See Prof Barry Smyth's talk on collective intelligence at dublintalks.ie
Sharing results: Smart 'social' search
Prof Barry Smyth is himself involved in bringing more collective and “social” intelligence to search on the Internet. He’s co-founder and chief scientist at HeyStaks, a UCD spin-out that has developed technology to let friends share search results online and across mobile devices.
In practice that means if you are searching for information and your friends have already found something interesting, you can see and build on the fruits of their labour.
“We are trying to figure out a better way to rank search results,” says Smyth. “The results that we are promoting to the top of the results list are essentially the product of the collective intelligence of other people who searched before you.”
The technology grew from research at the Science Foundation Ireland-funded CLARITY Centre for Sensor Web Technologies – a partnership between UCD, Dublin City University and Tyndall National Institute – which Prof Smyth directs.
The spin-out, which has offices in Dublin and the US, has already secured investment of €1 million in equity funding and is “well on the way” to making social search a commercial reality, according to Smyth.
“From the company’s perspective, they have fully developed the technology now and the next 12 months is going to be about user acquisition and the commercialisation of it proper.”
More generally, he reckons that the scale of collective intelligence is now becoming more apparent.
“If you think about some of the major endeavours of human effort, like building the pyramids or the Panama Canal, you are talking about tens of millions of hours of human effort,” he says.
“That is just a tiny fraction of the effort that is available online.”
All the play for: Games with a purpose
Games offer another way to engage humans and get them to help solve computational problems, notes Prof Barry Smyth, who describes how a group at Carnegie Mellon University came up with a game called ESP to improve how images are tagged and indexed online.
“You play the ESP game in a browser against an another unknown player you are paired with,” he explains. “Each of you is shown same picture and the game is essentially to guess tags that apply to the picture. You don’t see the other player’s guesses but if one of your tags match then you score points and move on to a new picture and keep going until your timer runs out.”
Players are motivated to pick meaningful words, because they are more likely to match what the opponent was typing in, notes Smyth, adding that the game itself paid off too.
“Google bought that technology and have used it for a number of years to improve their image search engine,” he says.
Shapes of things to come: Foldit to solve it
Another game with a purpose, Foldit, has been making strides by using collective intelligence to help solve scientific puzzles.
The game, developed at the University of Washington, involves players manipulating three-dimensional shapes that correspond to protein structures.
“The Foldit people decided that humans are really good at manipulating three-dimensional objects – we can twist and contort them into different shapes – and that is the type of thing that is happening when proteins are folding,” says Prof Barry Smyth.
“Meanwhile, scientists knew some of the general constraints that dictated how a protein would fold into a three-dimensional structure.”

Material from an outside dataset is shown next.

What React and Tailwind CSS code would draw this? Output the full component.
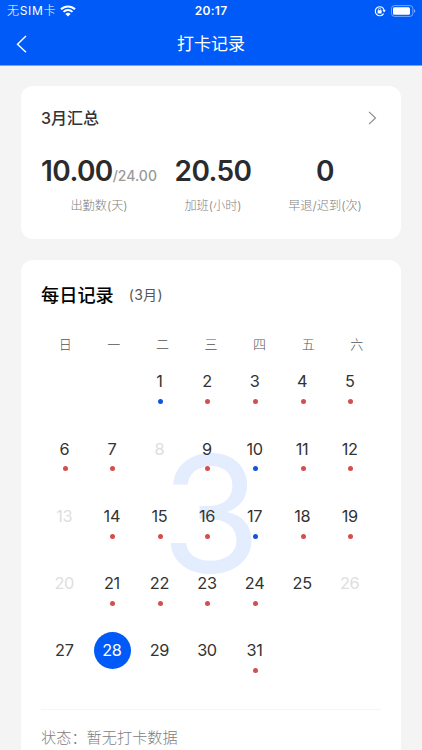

To play, the user manipulates the proteins on the computer, moving the parts into more efficient arrangements to earn higher scores. The solutions ultimately give scientists hints to work out real protein structures in biology.
And it works: foldit helped to solve the structure of an enzyme that helps an Aids-like virus to establish an infection. Knowing its structure could inform new therapies, but the puzzle remained unsolved in science.
Within days the Foldit players were able to provide information to scientists to model the enzyme structure, and groups of gamers were listed among the authors in the resulting paper last year in Nature Structural Molecular Biology.